InvalidArgumentError (see above for traceback): LossTensor is inf or nan : Tensor had NaN values
	 [[node train_op/CheckNumerics (defined at /home/dimitris/anaconda3/envs/dlc2/lib/python3.6/site-packages/deeplabcut/pose_estimation_tensorflow/train.py:102) ]]
	 [[node train_op/control_dependency (defined at /home/dimitris/anaconda3/envs/dlc2/lib/python3.6/site-packages/deeplabcut/pose_estimation_tensorflow/train.py:102) ]]

Hi,

That means the loss became inf/nan. Usually this is due to a corrupt image/labels etc?

Alexander

It seems that something is going wrong with the CUDNN.
Now I am getting GPU sync Failed error or CUDA_ERROR_ILLEGAL_ADDRESS
:frowning_face:

you should be sure your GPU process is stopped first, check nvidia-smi and be sure no python3 session is running, if so kill it, and start a new ipython session.

we didn’t manage to sort out the problem so we are in process to reinstall linux.
I am thinking to retry to install DLC via docker.
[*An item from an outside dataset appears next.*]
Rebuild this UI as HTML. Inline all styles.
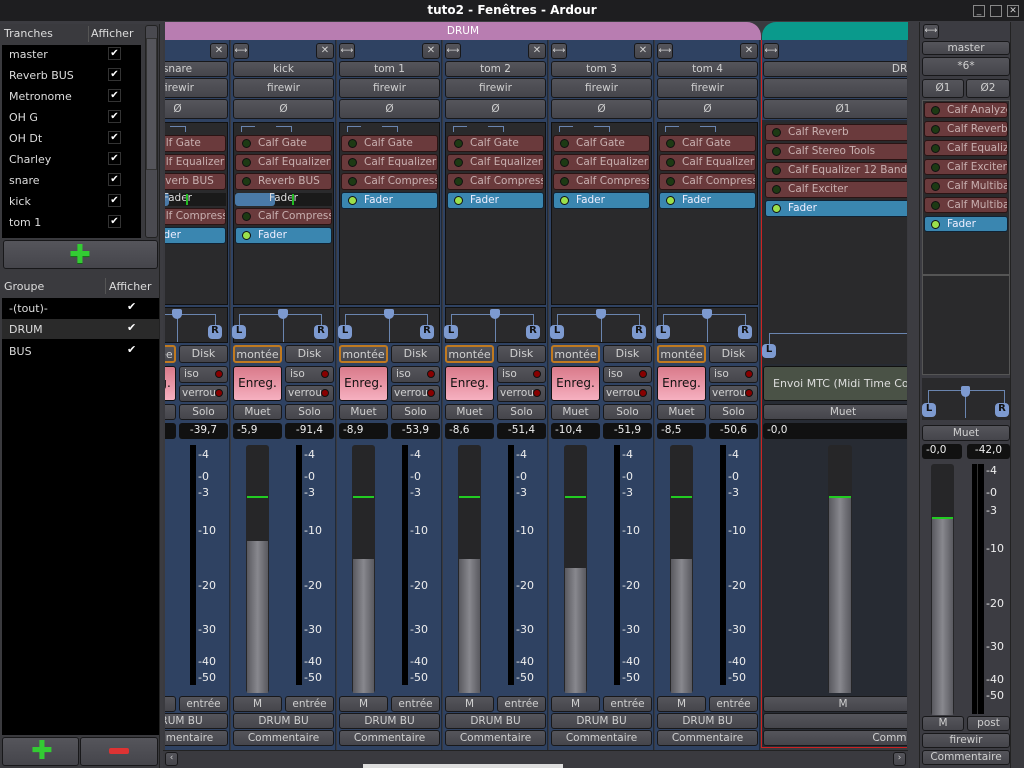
<!DOCTYPE html>
<html><head><meta charset="utf-8">
<style>
*{box-sizing:border-box;margin:0;padding:0}
body{width:1024px;height:768px;overflow:hidden;background:#3c3c41;font-family:"DejaVu Sans","Liberation Sans",sans-serif;font-size:11px;color:#ddd;position:relative}
.a{position:absolute}
.btn{position:absolute;background:linear-gradient(#55555b,#45454b);border:1px solid #18181a;border-radius:3px;color:#d0d0d0;text-align:center;font-size:10.5px;white-space:nowrap;overflow:hidden}
.plug{position:absolute;background:#6a3a3c;border:1px solid #2a1414;border-radius:3px;color:#c8b0b0;font-size:10.5px;white-space:nowrap;overflow:hidden;padding-left:22px;line-height:16px}
.plug:before{content:"";position:absolute;left:6px;top:3px;width:9px;height:9px;border-radius:50%;background:#1d3a14;border:1.5px solid #111;box-sizing:border-box}
.fad{background:#3a86b0;color:#eef;border-color:#123}
.fad:before{background:#9be04c}
.val{position:absolute;background:#111;border-radius:3px;color:#eee;font-size:10.5px;line-height:15px;padding:0 4px}
.sc{position:absolute;font-size:11px;color:#eee}
.lr{position:absolute;width:14px;height:14px;background:#7d9ad0;border-radius:4px;color:#111;font-weight:bold;font-size:10px;line-height:14px;text-align:center}
.tick{position:absolute;width:1px;background:#6a85b0}
.hl{position:absolute;height:1px;background:#6a85b0}
</style></head><body>
<div class="a" style="left:0;top:0;width:1024px;height:21px;background:#1e1e20"></div>
<div class="a" style="left:0;top:3px;width:1024px;text-align:center;font-weight:bold;font-size:12px;color:#fff">tuto2 - Fenêtres - Ardour</div>
<div class="a" style="left:973px;top:5px;width:12px;height:12px;border:1px solid #888;color:#ccc;font-size:9px;line-height:10px;text-align:center">_</div>
<div class="a" style="left:990px;top:5px;width:12px;height:12px;border:1px solid #888"></div>
<div class="a" style="left:1007px;top:5px;width:12px;height:12px;border:1px solid #888;color:#ccc;font-size:9px;line-height:10px;text-align:center">✕</div>

<div class="a" style="left:0;top:24px;width:160px;height:744px;background:#3a3a3e;border-right:1px solid #222"></div>
<div class="a" style="left:4px;top:27px;font-size:11px">Tranches</div>
<div class="a" style="left:88px;top:26px;width:1px;height:16px;background:#555"></div>
<div class="a" style="left:91px;top:27px;font-size:11px">Afficher</div>
<div class="a" style="left:2px;top:45px;width:139px;height:193px;background:#000"></div>
<div class="a" style="left:145px;top:25px;width:13px;height:213px;background:#4a4a50;border:1px solid #222;border-radius:3px"></div>
<div class="a" style="left:146px;top:38px;width:11px;height:132px;background:#55555b;border:1px solid #333"></div>
<div id="tr"></div>
<div class="btn" style="left:3px;top:240px;width:155px;height:29px"></div>
<div class="a" style="left:69px;top:244px;color:#3c3;font-size:26px;font-weight:bold;line-height:22px;text-shadow:0 1px #161">✚</div>
<div class="a" style="left:4px;top:280px;font-size:11px">Groupe</div>
<div class="a" style="left:105px;top:278px;width:1px;height:16px;background:#555"></div>
<div class="a" style="left:109px;top:280px;font-size:11px">Afficher</div>
<div class="a" style="left:2px;top:298px;width:157px;height:437px;background:#000"></div>
<div class="a" style="left:2px;top:319px;width:157px;height:20px;background:#2a2a2a"></div>
<div class="a" style="left:9px;top:302px">-(tout)-</div><div class="a" style="left:127px;top:300px;color:#fff">✔</div>
<div class="a" style="left:9px;top:323px">DRUM</div><div class="a" style="left:127px;top:321px;color:#fff">✔</div>
<div class="a" style="left:9px;top:345px">BUS</div><div class="a" style="left:127px;top:343px;color:#fff">✔</div>
<div class="btn" style="left:2px;top:737px;width:77px;height:29px"></div>
<div class="btn" style="left:80px;top:737px;width:78px;height:29px"></div>
<div class="a" style="left:31px;top:740px;color:#3c3;font-size:26px;font-weight:bold;line-height:22px">✚</div>
<div class="a" style="left:109px;top:748px;width:20px;height:6px;background:#d33;border-radius:2px"></div>

<div class="a" style="left:163px;top:22px;width:745px;height:728px;background:#3a3a3f"></div>
<div class="a" style="left:165px;top:22px;width:596px;height:18px;background:#b87db1;border-top-right-radius:14px;text-align:center;color:#fff;line-height:18px;font-size:10.5px">DRUM</div>
<div class="a" style="left:762px;top:22px;width:146px;height:18px;background:#0a9a8c;border-top-left-radius:14px"></div>
<div id="strips" class="a" style="left:165px;top:40px;width:742px;height:710px;overflow:hidden"></div>

<div class="a" style="left:163px;top:750px;width:745px;height:18px;background:#3a3a3f;border-top:1px solid #222"></div>
<div class="btn" style="left:165px;top:752px;width:13px;height:14px;font-size:9px">‹</div>
<div class="a" style="left:363px;top:764px;width:200px;height:4px;background:#ddd"></div>
<div class="btn" style="left:893px;top:752px;width:13px;height:14px;font-size:9px">›</div>

<div class="a" style="left:919px;top:22px;width:92px;height:746px;background:#3c3c42;border-left:1px solid #222;border-right:1px solid #222"></div>
<div id="master"></div>
<div class="a" style="left:1011px;top:22px;width:13px;height:746px;background:#3a3a3e"></div>

<script>
var names=["master","Reverb BUS","Metronome","OH G","OH Dt","Charley","snare","kick","tom 1"],t="";
names.forEach(function(n,i){var y=48+i*21;t+='<div class="a" style="left:9px;top:'+y+'px">'+n+'</div><div class="a" style="left:108px;top:'+(y-1)+'px;width:13px;height:13px;border:1px solid #333;color:#fff;font-size:10px;line-height:12px;text-align:center">✔</div>';});
document.getElementById('tr').innerHTML=t;

var scale=[["4",456],["0",478],["3",494],["10",532],["20",587],["30",631],["40",663],["50",679]];
function strip(x,name,v1,v2,fill,plugs){
 var o=-40,s='<div class="a" style="left:'+x+'px;top:0;width:105px;height:710px;background:#2f4262;border-right:1px solid #1f2a3a"></div>';
 function A(l,t,w,hh,c,txt,st){return '<div class="'+c+'" style="left:'+(x+l)+'px;top:'+(t+o)+'px;width:'+w+'px;height:'+hh+'px;line-height:'+(hh-2)+'px;'+(st||'')+'">'+(txt||'')+'</div>';}
 s+=A(2,43,16,16,'btn','⟷','font-size:9px');
 s+=A(85,43,18,16,'btn','✕','font-size:10px');
 s+=A(2,61,101,16,'btn',name);
 s+=A(2,78,101,20,'btn','firewir');
 s+=A(2,99,101,20,'btn','Ø');
 s+=A(2,122,101,183,'a','','background:#2a2a2c;border:1px solid #111');
 s+=A(10,126,1,6,'tick','');
 s+=A(10,126,14,1,'hl','');
 s+=A(60,126,1,6,'tick','');
 s+=A(45,126,15,1,'hl','');
 var y=135;
 plugs.forEach(function(p){
  if(p=="FS"){s+=A(4,y+1,97,13,'a','','background:#1a1a1a');s+=A(4,y+1,40,13,'a','','background:#4a7aa8;border-radius:3px');s+=A(4,y,97,15,'a','Fader','text-align:center;color:#ddd;font-size:10.5px');s+=A(61,y+2,2,11,'a','','background:#2b2');y+=16;return;}
  s+=A(4,y,97,17,'plug'+(p=="Fader"?' fad':''),p);y+=19;});
 s+=A(2,307,101,36,'a','','background:#2a2a2c;border:1px solid #111');
 s+=A(8,314,44,1,'hl','');s+=A(52,314,38,1,'hl','');
 s+=A(8,314,1,12,'tick','');s+=A(90,314,1,12,'tick','');s+=A(52,314,1,28,'tick','');
 s+=A(47,309,10,10,'a','','background:#7d9ad0;border-radius:2px 2px 5px 5px');
 s+=A(1,325,14,14,'lr','L');s+=A(83,325,14,14,'lr','R');
 s+=A(2,345,49,18,'btn','montée','border:2px solid #c07a20;font-size:11px');
 s+=A(54,345,49,18,'btn','Disk','font-size:11px');
 s+=A(2,366,49,35,'a','Enreg.','background:linear-gradient(#d97a8a,#f6b0c0);border:1px solid #111;border-radius:3px;color:#111;text-align:center;font-size:12px');
 s+=A(54,366,49,17,'btn','iso','text-align:left;padding-left:4px');
 s+=A(54,385,49,17,'btn','verrou','text-align:left;padding-left:2px');
 s+=A(90,370,8,8,'a','','background:#800;border-radius:50%;border:1px solid #111');
 s+=A(90,389,8,8,'a','','background:#800;border-radius:50%;border:1px solid #111');
 s+=A(2,404,49,16,'btn','Muet');s+=A(54,404,49,16,'btn','Solo');
 s+=A(2,423,49,16,'val',v1,'');s+=A(54,423,49,16,'val',v2,'text-align:center');
 s+=A(15,445,23,248,'a','','background:#262628;border-radius:3px');
 s+=A(16,fill,21,693-fill,'a','','background:linear-gradient(90deg,#59595f,#88888e,#59595f)');
 s+=A(16,496,21,2,'a','','background:#2c2');
 s+=A(65,445,6,240,'a','','background:#000');
 scale.forEach(function(c){s+=A(73,c[1]-7,30,14,'sc','-'+c[0]);});
 s+=A(2,696,49,16,'btn','M');s+=A(54,696,49,16,'btn','entrée');
 s+=A(2,713,101,16,'btn','DRUM BU');s+=A(2,730,101,16,'btn','Commentaire');
 return s;
}
var S="",base=-165;
var p3=["Calf Gate","Calf Equalizer 5","Calf Compress","Fader"];
S+=strip(125+base,"snare","","-39,7",0,["Calf Gate","Calf Equalizer 5","Reverb BUS","FS","Calf Compress","Fader"]);
S+=strip(231+base,"kick","-5,9","-91,4",541,["Calf Gate","Calf Equalizer 5","Reverb BUS","FS","Calf Compress","Fader"]);
S+=strip(337+base,"tom 1","-8,9","-53,9",559,p3);
S+=strip(443+base,"tom 2","-8,6","-51,4",559,p3);
S+=strip(549+base,"tom 3","-10,4","-51,9",568,p3);
S+=strip(655+base,"tom 4","-8,5","-50,6",559,p3);
var bx=761+base,o=-40;
function B(l,t,w,hh,c,txt,st){return '<div class="'+c+'" style="left:'+(bx+l)+'px;top:'+(t+o)+'px;width:'+w+'px;height:'+hh+'px;line-height:'+(hh-2)+'px;'+(st||'')+'">'+(txt||'')+'</div>';}
S+=B(0,40,200,708,'a','','background:#272b33;border:1px solid #c22');
S+=B(1,40,198,80,'a','','background:#2f4262');
S+=B(2,43,16,16,'btn','⟷','font-size:9px');
S+=B(2,61,290,16,'btn','DRUM');
S+=B(2,78,290,20,'btn','');
S+=B(2,99,160,20,'btn','Ø1');
S+=B(1,122,198,200,'a','','background:#2a2a2c');
["Calf Reverb","Calf Stereo Tools","Calf Equalizer 12 Band","Calf Exciter","Fader"].forEach(function(p,i){S+=B(4,124+i*19,190,17,'plug'+(p=="Fader"?' fad':''),p);});
S+=B(1,322,198,42,'a','','background:#2a2a2c');
S+=B(8,333,190,1,'hl','');S+=B(8,333,1,12,'tick','');
S+=B(1,344,14,14,'lr','L');
S+=B(2,366,190,35,'a','Envoi MTC (Midi Time Code)','background:#4a5246;border:1px solid #111;border-radius:3px;color:#ddd;padding-left:9px;font-size:11px');
S+=B(2,404,160,16,'btn','Muet');
S+=B(2,423,190,16,'val','-0,0');
S+=B(67,445,24,248,'a','','background:#262628;border-radius:3px');
S+=B(68,498,22,195,'a','','background:linear-gradient(90deg,#59595f,#88888e,#59595f)');
S+=B(68,496,22,2,'a','','background:#2c2');
S+=B(2,696,160,16,'btn','M');S+=B(2,713,190,16,'btn','');S+=B(2,730,290,16,'btn','Commentaire');
document.getElementById('strips').innerHTML=S;

var m="",mx=920;
function M(l,t,w,hh,c,txt,st){return '<div class="'+c+'" style="left:'+(mx+l)+'px;top:'+t+'px;width:'+w+'px;height:'+hh+'px;line-height:'+(hh-2)+'px;'+(st||'')+'">'+(txt||'')+'</div>';}
m+=M(3,24,16,15,'btn','⟷','font-size:9px');
m+=M(2,41,88,14,'btn','master');
m+=M(2,57,88,19,'btn','*6*');
m+=M(2,79,42,19,'btn','Ø1');m+=M(46,79,44,19,'btn','Ø2');
m+=M(2,100,88,175,'a','','background:#2a2a2c;border:1px solid #555');
["Calf Analyzer","Calf Reverb","Calf Equalizer","Calf Exciter","Calf Multiband","Calf Multiband","Fader"].forEach(function(p,i){m+=M(4,102+i*19,84,16,'plug'+(p=="Fader"?' fad':''),p);});
m+=M(2,275,88,100,'a','','background:#2a2a2c;border:1px solid #555');
m+=M(2,378,88,42,'a','','background:#2a2a2c');
m+=M(8,390,76,1,'hl','');m+=M(8,390,1,14,'tick','');m+=M(84,390,1,14,'tick','');m+=M(45,390,1,28,'tick','');
m+=M(41,386,9,11,'a','','background:#7d9ad0;border-radius:2px 2px 5px 5px');
m+=M(2,403,14,14,'lr','L');m+=M(75,403,14,14,'lr','R');
m+=M(2,425,88,16,'btn','Muet');
m+=M(2,444,40,15,'val','-0,0');m+=M(47,444,43,15,'val','-42,0','text-align:center');
m+=M(11,464,23,251,'a','','background:#262628;border-radius:3px');
m+=M(12,518,21,197,'a','','background:linear-gradient(90deg,#59595f,#88888e,#59595f)');
m+=M(12,517,21,2,'a','','background:#2c2');
m+=M(52,464,12,250,'a','','background:#000');m+=M(57,464,1,250,'a','','background:#333');
[["4",472],["0",494],["3",512],["10",550],["20",605],["30",648],["40",681],["50",697]].forEach(function(c){m+=M(66,c[1]-7,26,14,'sc','-'+c[0]);});
m+=M(2,716,42,15,'btn','M');m+=M(47,716,43,15,'btn','post');
m+=M(2,733,88,15,'btn','firewir');m+=M(2,750,88,15,'btn','Commentaire');
document.getElementById('master').innerHTML=m;
</script>
</body></html>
During the first try I failed to install it properly.

If yo yard doing a fresh install, I highly recommend following this fully: https://github.com/MMathisLab/Docker4DeepLabCut2.0/wiki/Installation-of-NVIDIA-driver-and-CUDA-10 then follow the instructions for Docker on the same page,

Is there a specific reason that you install Cuda before drivers?
In a fresh install by installing first drivers and then Cuda we didn’t manage to make GPU to work. I am wondering now if there is a hardware problem.
D

just that this is the most reliable build I can install, so that is why the order of operations.